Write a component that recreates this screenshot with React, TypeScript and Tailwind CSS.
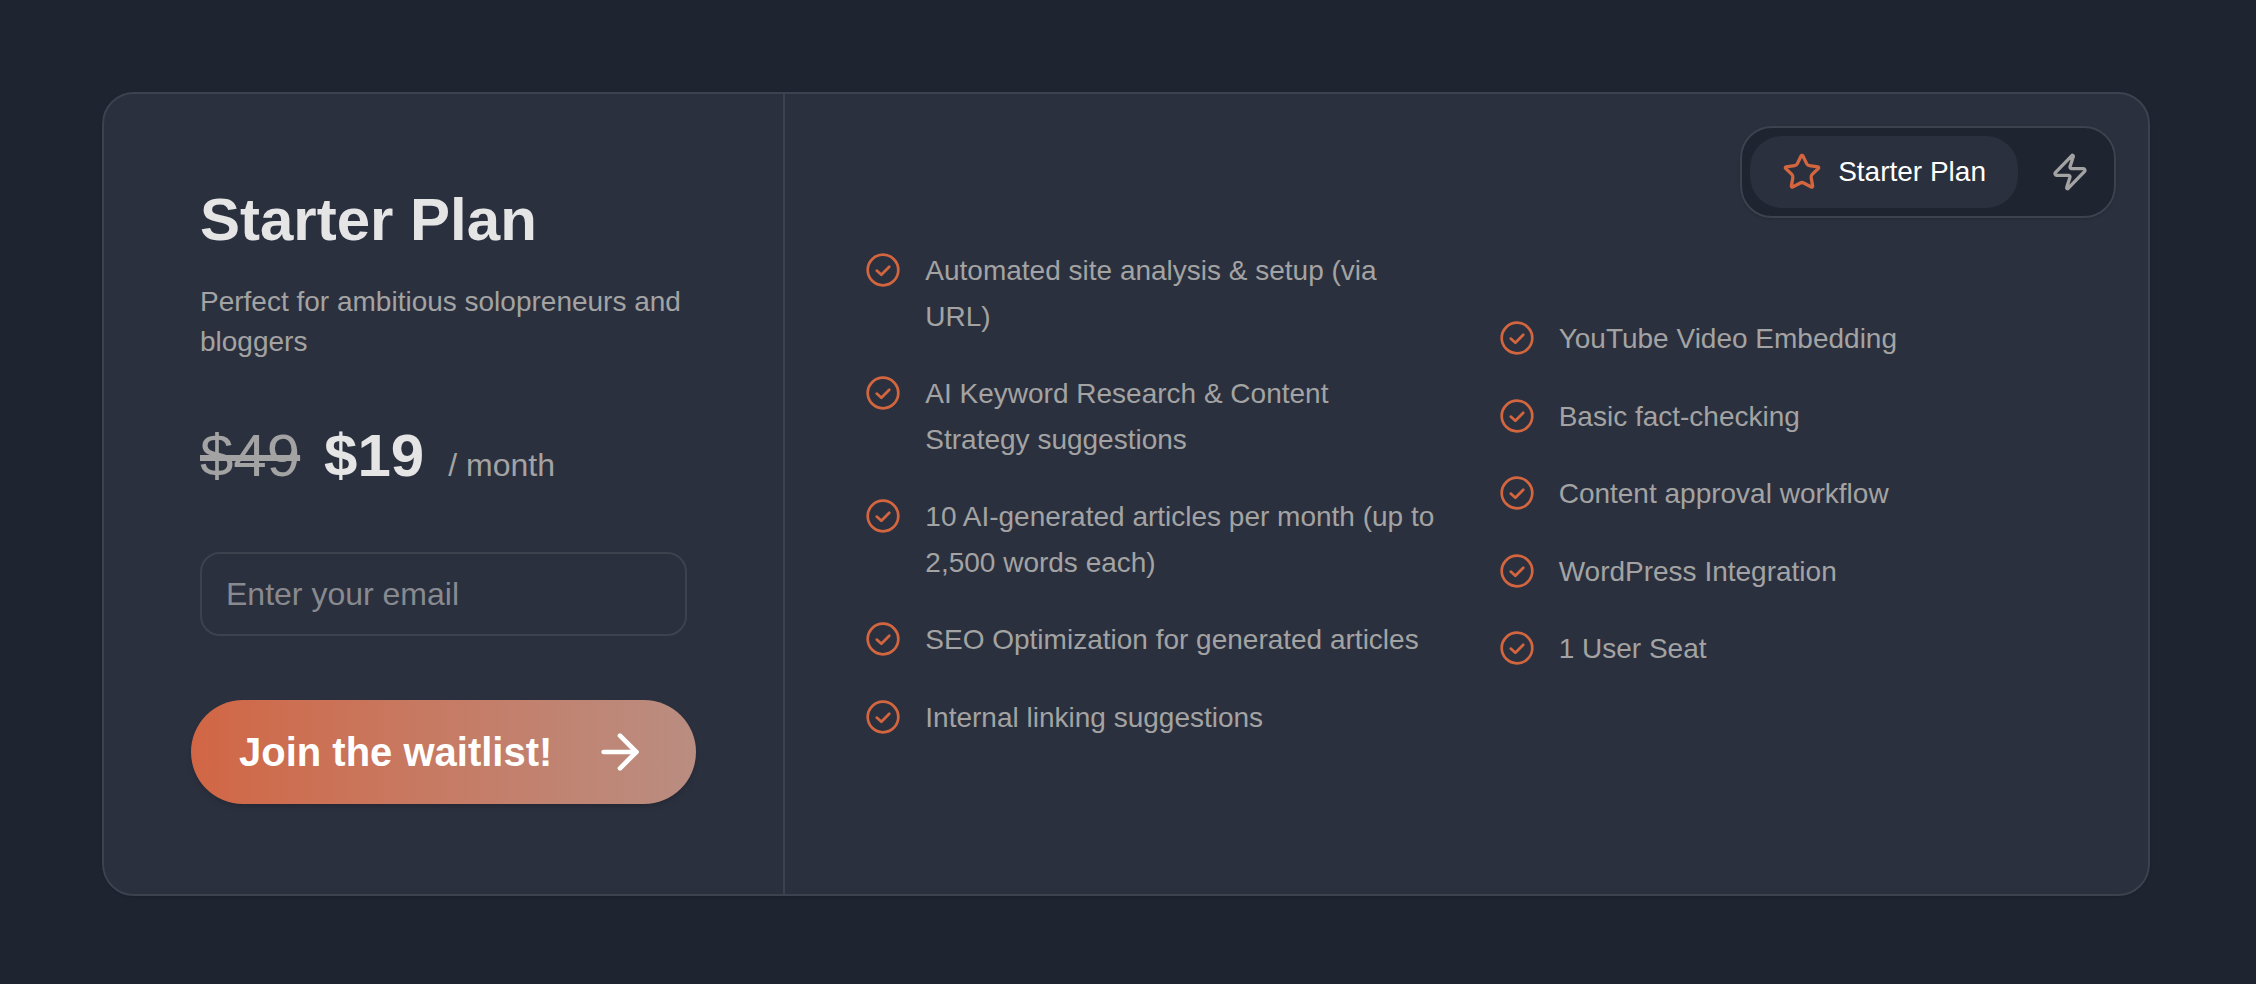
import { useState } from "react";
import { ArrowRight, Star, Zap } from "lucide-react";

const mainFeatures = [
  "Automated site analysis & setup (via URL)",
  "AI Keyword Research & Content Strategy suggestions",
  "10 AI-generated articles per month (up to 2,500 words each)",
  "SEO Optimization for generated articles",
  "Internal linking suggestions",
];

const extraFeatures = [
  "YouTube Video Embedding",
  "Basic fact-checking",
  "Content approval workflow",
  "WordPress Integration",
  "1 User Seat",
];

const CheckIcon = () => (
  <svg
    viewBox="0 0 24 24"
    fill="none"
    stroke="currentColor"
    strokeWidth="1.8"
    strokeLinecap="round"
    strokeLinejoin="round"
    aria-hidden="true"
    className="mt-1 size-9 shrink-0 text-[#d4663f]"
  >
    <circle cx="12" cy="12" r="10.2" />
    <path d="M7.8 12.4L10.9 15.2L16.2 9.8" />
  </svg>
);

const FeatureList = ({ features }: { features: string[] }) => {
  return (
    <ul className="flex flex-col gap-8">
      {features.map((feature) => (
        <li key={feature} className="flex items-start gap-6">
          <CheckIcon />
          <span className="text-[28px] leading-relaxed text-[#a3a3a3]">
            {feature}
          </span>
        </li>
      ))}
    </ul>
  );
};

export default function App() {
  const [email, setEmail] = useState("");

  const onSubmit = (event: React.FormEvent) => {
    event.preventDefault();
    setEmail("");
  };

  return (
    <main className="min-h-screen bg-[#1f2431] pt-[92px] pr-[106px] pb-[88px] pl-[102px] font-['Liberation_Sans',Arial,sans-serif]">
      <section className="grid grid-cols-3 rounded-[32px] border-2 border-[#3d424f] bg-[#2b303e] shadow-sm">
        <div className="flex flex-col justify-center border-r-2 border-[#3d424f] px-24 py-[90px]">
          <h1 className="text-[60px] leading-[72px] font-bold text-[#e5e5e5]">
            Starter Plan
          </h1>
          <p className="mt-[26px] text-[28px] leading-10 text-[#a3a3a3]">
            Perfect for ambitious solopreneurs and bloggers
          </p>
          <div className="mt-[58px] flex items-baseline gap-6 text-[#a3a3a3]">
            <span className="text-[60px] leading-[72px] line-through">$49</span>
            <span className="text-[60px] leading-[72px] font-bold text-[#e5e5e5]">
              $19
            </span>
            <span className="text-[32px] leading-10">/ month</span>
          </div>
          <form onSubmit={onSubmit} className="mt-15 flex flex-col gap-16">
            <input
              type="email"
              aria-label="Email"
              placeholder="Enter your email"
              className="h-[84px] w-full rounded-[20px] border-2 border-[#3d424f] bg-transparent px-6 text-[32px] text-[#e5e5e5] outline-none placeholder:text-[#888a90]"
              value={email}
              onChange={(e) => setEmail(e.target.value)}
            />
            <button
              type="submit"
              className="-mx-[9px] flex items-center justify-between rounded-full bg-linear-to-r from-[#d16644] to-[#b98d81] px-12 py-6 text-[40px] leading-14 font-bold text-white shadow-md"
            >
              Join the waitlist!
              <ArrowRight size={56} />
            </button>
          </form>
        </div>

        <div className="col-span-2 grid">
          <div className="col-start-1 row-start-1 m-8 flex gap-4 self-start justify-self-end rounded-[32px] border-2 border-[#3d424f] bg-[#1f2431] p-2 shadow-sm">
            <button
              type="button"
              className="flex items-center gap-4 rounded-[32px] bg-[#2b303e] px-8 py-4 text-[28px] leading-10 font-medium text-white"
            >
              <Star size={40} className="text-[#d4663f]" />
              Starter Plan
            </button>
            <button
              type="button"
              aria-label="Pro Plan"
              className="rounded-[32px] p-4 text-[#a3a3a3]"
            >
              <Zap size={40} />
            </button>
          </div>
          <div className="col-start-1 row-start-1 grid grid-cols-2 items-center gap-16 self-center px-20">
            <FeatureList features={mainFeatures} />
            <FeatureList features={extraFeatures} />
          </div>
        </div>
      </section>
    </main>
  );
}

——

**REQUIRED WORK**
Extract every line of the data exactly; pictures stay out.

**EXERCISE OUTPUT**
Write a component that recreates this screenshot with React, TypeScript and Tailwind CSS.
import { useState } from "react";
import { ArrowRight, Star, Zap } from "lucide-react";

const mainFeatures = [
  "Automated site analysis & setup (via URL)",
  "AI Keyword Research & Content Strategy suggestions",
  "10 AI-generated articles per month (up to 2,500 words each)",
  "SEO Optimization for generated articles",
  "Internal linking suggestions",
];

const extraFeatures = [
  "YouTube Video Embedding",
  "Basic fact-checking",
  "Content approval workflow",
  "WordPress Integration",
  "1 User Seat",
];

const CheckIcon = () => (
  <svg
    viewBox="0 0 24 24"
    fill="none"
    stroke="currentColor"
    strokeWidth="1.8"
    strokeLinecap="round"
    strokeLinejoin="round"
    aria-hidden="true"
    className="mt-1 size-9 shrink-0 text-[#d4663f]"
  >
    <circle cx="12" cy="12" r="10.2" />
    <path d="M7.8 12.4L10.9 15.2L16.2 9.8" />
  </svg>
);

const FeatureList = ({ features }: { features: string[] }) => {
  return (
    <ul className="flex flex-col gap-8">
      {features.map((feature) => (
        <li key={feature} className="flex items-start gap-6">
          <CheckIcon />
          <span className="text-[28px] leading-relaxed text-[#a3a3a3]">
            {feature}
          </span>
        </li>
      ))}
    </ul>
  );
};

export default function App() {
  const [email, setEmail] = useState("");

  const onSubmit = (event: React.FormEvent) => {
    event.preventDefault();
    setEmail("");
  };

  return (
    <main className="min-h-screen bg-[#1f2431] pt-[92px] pr-[106px] pb-[88px] pl-[102px] font-['Liberation_Sans',Arial,sans-serif]">
      <section className="grid grid-cols-3 rounded-[32px] border-2 border-[#3d424f] bg-[#2b303e] shadow-sm">
        <div className="flex flex-col justify-center border-r-2 border-[#3d424f] px-24 py-[90px]">
          <h1 className="text-[60px] leading-[72px] font-bold text-[#e5e5e5]">
            Starter Plan
          </h1>
          <p className="mt-[26px] text-[28px] leading-10 text-[#a3a3a3]">
            Perfect for ambitious solopreneurs and bloggers
          </p>
          <div className="mt-[58px] flex items-baseline gap-6 text-[#a3a3a3]">
            <span className="text-[60px] leading-[72px] line-through">$49</span>
            <span className="text-[60px] leading-[72px] font-bold text-[#e5e5e5]">
              $19
            </span>
            <span className="text-[32px] leading-10">/ month</span>
          </div>
          <form onSubmit={onSubmit} className="mt-15 flex flex-col gap-16">
            <input
              type="email"
              aria-label="Email"
              placeholder="Enter your email"
              className="h-[84px] w-full rounded-[20px] border-2 border-[#3d424f] bg-transparent px-6 text-[32px] text-[#e5e5e5] outline-none placeholder:text-[#888a90]"
              value={email}
              onChange={(e) => setEmail(e.target.value)}
            />
            <button
              type="submit"
              className="-mx-[9px] flex items-center justify-between rounded-full bg-linear-to-r from-[#d16644] to-[#b98d81] px-12 py-6 text-[40px] leading-14 font-bold text-white shadow-md"
            >
              Join the waitlist!
              <ArrowRight size={56} />
            </button>
          </form>
        </div>

        <div className="col-span-2 grid">
          <div className="col-start-1 row-start-1 m-8 flex gap-4 self-start justify-self-end rounded-[32px] border-2 border-[#3d424f] bg-[#1f2431] p-2 shadow-sm">
            <button
              type="button"
              className="flex items-center gap-4 rounded-[32px] bg-[#2b303e] px-8 py-4 text-[28px] leading-10 font-medium text-white"
            >
              <Star size={40} className="text-[#d4663f]" />
              Starter Plan
            </button>
            <button
              type="button"
              aria-label="Pro Plan"
              className="rounded-[32px] p-4 text-[#a3a3a3]"
            >
              <Zap size={40} />
            </button>
          </div>
          <div className="col-start-1 row-start-1 grid grid-cols-2 items-center gap-16 self-center px-20">
            <FeatureList features={mainFeatures} />
            <FeatureList features={extraFeatures} />
          </div>
        </div>
      </section>
    </main>
  );
}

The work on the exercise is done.